A few weeks ago I navigated through the twists and turns of the election expenses allegations, seeking to bring a bit of clarity to a somewhat technical topic which is further obscured by a great deal of hyperbole.

One aspect of that piece was an attempt to correct some misunderstandings about exactly how the law on election expenditure really works:

‘…it’s a three-part question: were any MPs’ local spending returns incorrect; did the true levels of spending in any seat therefore breach the legal spending limit; and did any MPs knowingly submit incorrect returns?’

These are each important points – the simple question of whether a return is incorrect isn’t sufficient to to bring charges, still less to prove that any crime was committed. If an incorrect return was put in by any MP, investigators also need to look at a) the severity of the issue – did the omission conceal a candidate who spent more than the legal limit? and b) was there any knowing intent to do so? These questions matter, but are of course normally overlooked by Twitter warriors who prefer to make the most stark and garish hashtag campaign possible.

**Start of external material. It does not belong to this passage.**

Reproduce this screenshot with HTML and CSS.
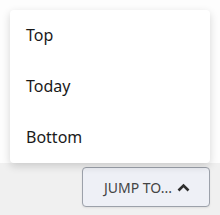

It’s important to note that we still don’t know the details of most of the investigations into the MPs caught up in the range of expenses allegations, so it’s too early to declare what the other eventual outcomes will be. A number of files are still reportedly with the Crown Prosecution Service.

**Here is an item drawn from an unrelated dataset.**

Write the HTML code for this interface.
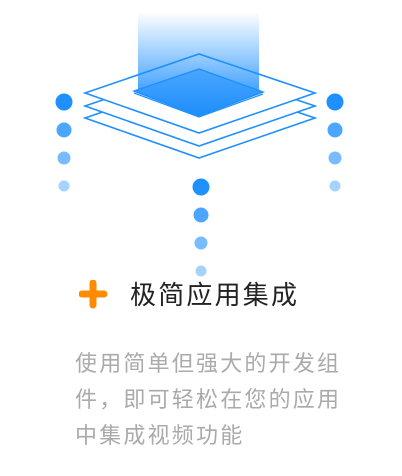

But one case is revealed in today’s Guardian, which illustrates that the facts and the law do not always provide the slam dunk results that the left appear to be hoping for.

‘Tory election spending: MP admitted to police some claims were wrong’, blares the headline. The MP in question is Johnny Mercer, who took Plymouth Moor View off Labour in 2015, and the report goes on to confirm that the CPS had “found there was insufficient evidence for a realistic prospect of conviction for any offence.”

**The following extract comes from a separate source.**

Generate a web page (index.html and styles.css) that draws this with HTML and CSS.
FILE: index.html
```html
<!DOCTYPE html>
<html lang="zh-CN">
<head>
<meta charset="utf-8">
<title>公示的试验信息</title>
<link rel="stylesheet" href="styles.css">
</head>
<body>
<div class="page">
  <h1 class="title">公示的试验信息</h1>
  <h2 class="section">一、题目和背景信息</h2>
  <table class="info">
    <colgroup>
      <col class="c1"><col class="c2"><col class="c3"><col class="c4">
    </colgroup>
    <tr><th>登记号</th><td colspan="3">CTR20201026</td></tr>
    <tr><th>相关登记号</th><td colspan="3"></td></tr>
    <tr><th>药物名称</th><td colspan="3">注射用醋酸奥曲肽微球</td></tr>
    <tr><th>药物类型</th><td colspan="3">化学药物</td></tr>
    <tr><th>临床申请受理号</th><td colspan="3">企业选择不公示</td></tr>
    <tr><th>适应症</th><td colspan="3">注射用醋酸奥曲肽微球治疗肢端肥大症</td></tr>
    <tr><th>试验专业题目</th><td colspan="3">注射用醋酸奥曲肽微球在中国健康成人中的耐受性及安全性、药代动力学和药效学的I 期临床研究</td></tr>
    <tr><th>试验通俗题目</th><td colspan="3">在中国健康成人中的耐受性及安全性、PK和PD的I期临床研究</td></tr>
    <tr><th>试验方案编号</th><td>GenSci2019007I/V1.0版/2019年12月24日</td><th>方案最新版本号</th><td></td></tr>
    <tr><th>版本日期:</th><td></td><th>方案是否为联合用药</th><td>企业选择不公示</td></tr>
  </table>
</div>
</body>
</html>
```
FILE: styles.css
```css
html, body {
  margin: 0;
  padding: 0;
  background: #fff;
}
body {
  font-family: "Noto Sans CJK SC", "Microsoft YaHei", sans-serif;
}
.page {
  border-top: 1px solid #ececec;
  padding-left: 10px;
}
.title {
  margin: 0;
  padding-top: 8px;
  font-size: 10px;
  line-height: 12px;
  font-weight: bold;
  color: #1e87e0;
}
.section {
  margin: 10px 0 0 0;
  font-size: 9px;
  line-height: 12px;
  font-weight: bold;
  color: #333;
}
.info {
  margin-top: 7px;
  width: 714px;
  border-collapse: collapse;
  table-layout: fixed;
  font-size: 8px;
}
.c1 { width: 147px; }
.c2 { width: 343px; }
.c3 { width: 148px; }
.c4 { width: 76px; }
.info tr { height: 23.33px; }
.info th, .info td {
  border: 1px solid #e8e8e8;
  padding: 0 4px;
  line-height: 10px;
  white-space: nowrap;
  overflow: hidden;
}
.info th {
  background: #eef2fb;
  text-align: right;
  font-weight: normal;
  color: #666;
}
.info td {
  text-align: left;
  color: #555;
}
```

Once you delve into the details, Mercer’s case is a good example of the gap between hashtag justice and the actual law. He did indeed tell police that, on later examination, his spending return had been incorrect, but the CPS still decided not to proceed.

Why? Well, for a start the scale of the error was small. What happened was that he misinterpreted the Electoral Commission rule that “the agent must keep invoices or receipts for any payments made of £20 and above” to mean that expenditure below £20 did not have to be declared in the return, when in fact it did have to be declared, just without the need for any receipts. This meant that his declaration omitted the purchase of items like some wooden stakes for putting up advertising boards, and the printing of some paper notices about public meetings. The total amount omitted was, I’m told, somewhere between £70 and £80.

Not only was that error small, but it wasn’t enough to put him in danger of exceeding the campaign spending limit. In fact, in answering the allegations his team discovered that he had inadvertently over-accounted on other items to a greater amount, so ought in fact to have declared even less spending than he did, even had the missing amount been included.

That answers the first two questions – yes, his return was incorrect; but no, the true level of spending did not breach the legal limit. Then we have the third question: was it a knowing omission?

The fact that, even if he had included this missing amount, Mercer would have been within the legal spending limit rather answers this one. He would have had no reason to intentionally conceal spending when declaring it would have been perfectly legal. Furthermore, his explanation that he misunderstood the guidance seems entirely plausible – given (as the police report says he told them) “he had no previous political experience and no central Conservative party support during his campaign”.

All in all, this looks like an innocent error – one which should never have been made, but which has brought no attempt at punishment for the good reason that it was a negligible amount omitted without any intent to deceive or breach the limit.

As I wrote above, we don’t yet know the full facts of the investigations into other MPs, if they will fit the same profile, or how they will end. Some involve larger amounts of money, some involve more complex questions of how battle bus and other spending was allocated, and others relate to MPs whose campaigns were closer to the spending limit than Mercer’s. But his case should at least be a reminder that the volume of complaints doesn’t always match the scale of the issue – and the law, justly, requires rather more than online declarations of guilt as proof of a criminal offence.